Des enseignements essentiels pour la prévention de la violence
Les résultats de l’étude soulignent l’importance des relations locales et des interactions personnelles dans la mobilisation en vue de la mise sur pied d’activités extrémistes. La complicité implique généralement un haut niveau de confiance. Il ressort de l’étude que les extrémistes s’engagent dans des relations de cette nature par des contacts mutuels, ainsi que sur la base de valeurs et d’expériences socioculturelles similaires.

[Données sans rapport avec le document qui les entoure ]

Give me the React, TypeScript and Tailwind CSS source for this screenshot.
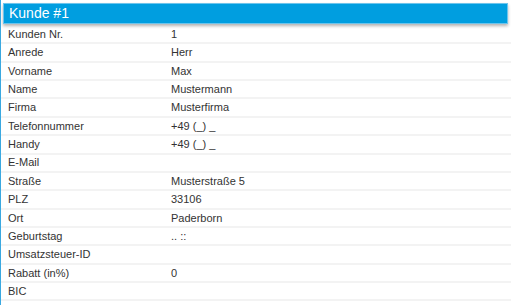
import React from 'react';

const rows: [string, string][] = [
  ['Kunden Nr.', '1'],
  ['Anrede', 'Herr'],
  ['Vorname', 'Max'],
  ['Name', 'Mustermann'],
  ['Firma', 'Musterfirma'],
  ['Telefonnummer', '+49 (_) _'],
  ['Handy', '+49 (_) _'],
  ['E-Mail', ''],
  ['Straße', 'Musterstraße 5'],
  ['PLZ', '33106'],
  ['Ort', 'Paderborn'],
  ['Geburtstag', '.. ::'],
  ['Umsatzsteuer-ID', ''],
  ['Rabatt (in%)', '0'],
  ['BIC', ''],
];

export default function App() {
  return (
    <div className="w-[511px] h-[305px] overflow-hidden bg-white border-l border-[#3aa8e0] font-['Liberation_Sans',Arial,sans-serif]">
      <div className="pt-[3px] pl-[2px] pr-[3px]">
        <div className="h-[21px] bg-[#009ee0] border border-[#6cc4ec] shadow-[0_2px_3px_rgba(0,0,0,0.3)] flex items-center pl-[5px] text-white text-[14px]">
          Kunde #1
        </div>
      </div>
      <div className="mt-[2px]">
        {rows.map(([label, value]) => (
          <div
            key={label}
            className="h-[18.36px] flex items-center border-b-2 border-[#f3f3f3] text-[11px] text-[#333]"
          >
            <div className="w-[170px] pl-[7px]">{label}</div>
            <div>{value}</div>
          </div>
        ))}
      </div>
    </div>
  );
}
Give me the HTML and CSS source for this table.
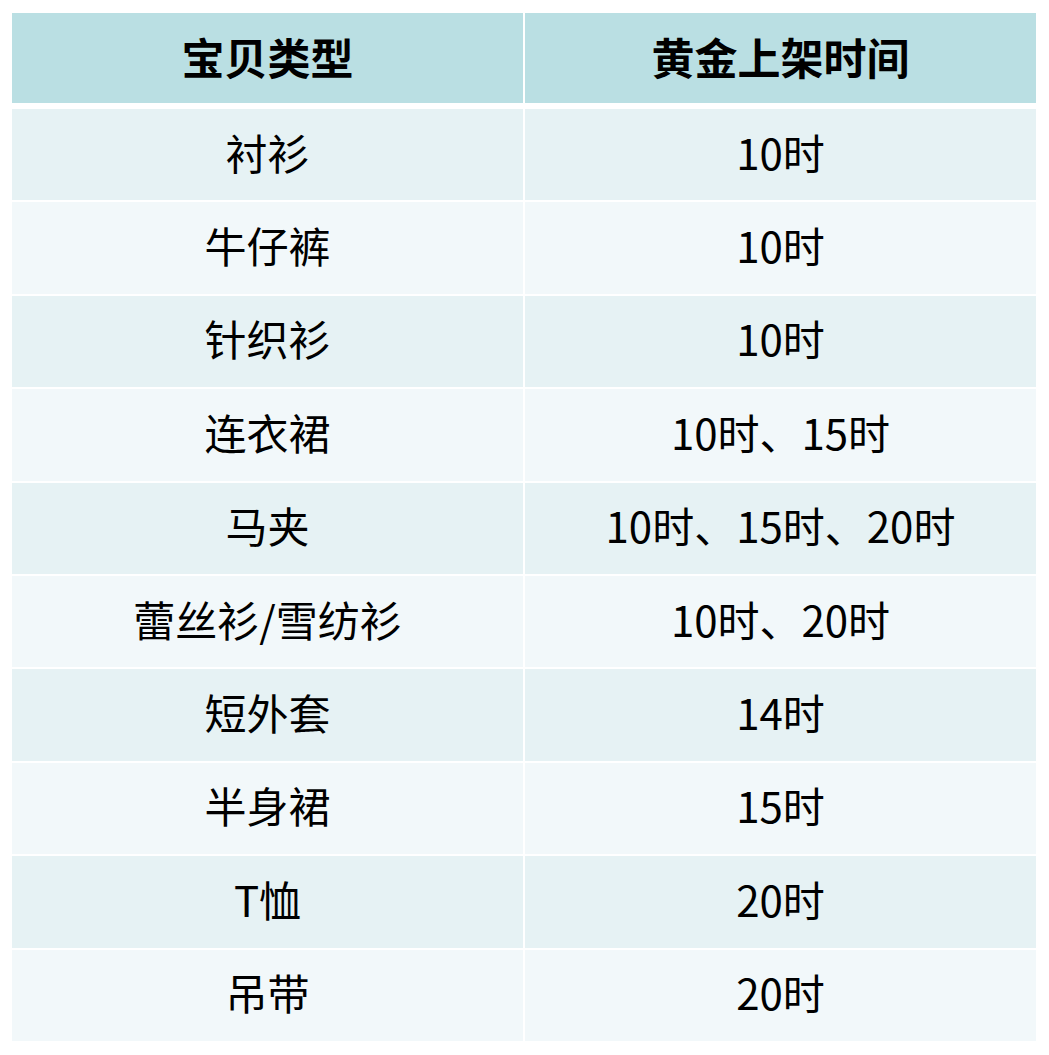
FILE: index.html
```html
<!DOCTYPE html>
<html lang="zh-CN">
<head>
<meta charset="utf-8">
<title>宝贝类型 黄金上架时间</title>
<link rel="stylesheet" href="styles.css">
</head>
<body>
<div class="table">
  <div class="cell head">宝贝类型</div>
  <div class="cell head">黄金上架时间</div>
  <div class="cell odd first">衬衫</div><div class="cell odd first">10时</div>
  <div class="cell even">牛仔裤</div><div class="cell even">10时</div>
  <div class="cell odd">针织衫</div><div class="cell odd">10时</div>
  <div class="cell even">连衣裙</div><div class="cell even">10时、15时</div>
  <div class="cell odd">马夹</div><div class="cell odd">10时、15时、20时</div>
  <div class="cell even">蕾丝衫/雪纺衫</div><div class="cell even">10时、20时</div>
  <div class="cell odd">短外套</div><div class="cell odd">14时</div>
  <div class="cell even">半身裙</div><div class="cell even">15时</div>
  <div class="cell odd">T恤</div><div class="cell odd">20时</div>
  <div class="cell even">吊带</div><div class="cell even">20时</div>
</div>
</body>
</html>
```
FILE: styles.css
```css
html, body {
  margin: 0;
  padding: 0;
  background: #ffffff;
}
body {
  font-family: "Noto Sans CJK SC", "Noto Sans", sans-serif;
  color: #000000;
}
.table {
  margin: 13px 0 0 12px;
  width: 1024px;
  display: grid;
  grid-template-columns: 511px 511px;
  column-gap: 2px;
  row-gap: 2px;
  grid-auto-rows: auto;
}
.cell {
  display: flex;
  align-items: center;
  justify-content: center;
  box-sizing: border-box;
  height: 91.4px;
  padding-bottom: 6px;
  font-size: 42px;
  line-height: 1;
}
.head {
  height: 90px;
  padding-bottom: 3px;
  background: #badfe3;
  font-weight: 700;
  font-size: 43px;
}
.first {
  margin-top: 4px;
}
.odd {
  background: #e6f2f4;
}
.even {
  background: #f2f8fa;
}
```
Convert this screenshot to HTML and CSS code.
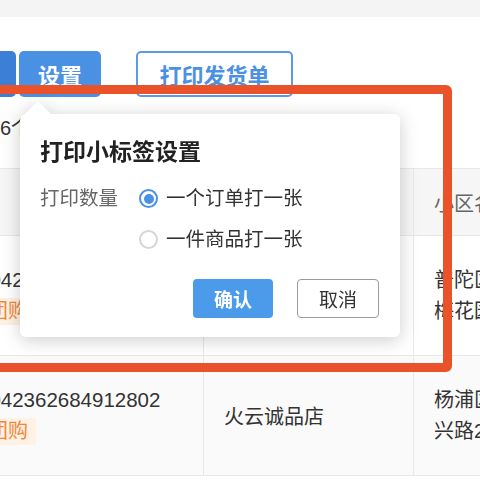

L’analyse des mécanismes qui sont à l’origine des complicités au sein des réseaux islamistes aux états-Unis livre des enseignements en vue de l’élaboration de stratégies d’intervention et de mesures de prévention de la violence ciblées sur ce type de réseaux. Anina Schwarzenbach : ’ La lutte contre le terrorisme nécessite une approche pluridimensionnelle et localisée, alliant l’action dans le domaine numérique au travail policier traditionnel mené au niveau local. ’ Dans ce contexte, l’équipe de recherche indique qu’il est important que les autorités pénales fassent particulièrement attention, dans le cadre des recherches sur la dynamique des réseaux locaux, à ne pas stigmatiser les membres des communautés religieuses et des diasporas. ’ Aux états-Unis, l’extrémisme islamiste est un phénomène rare et la participation d’individus à des délits reposant sur des motifs islamistes ne peut pas et ne doit en aucun être généralisée à des groupes entiers de population ou à des communautés religieuses entières ’, insiste Anina Schwarzenbach pour conclure.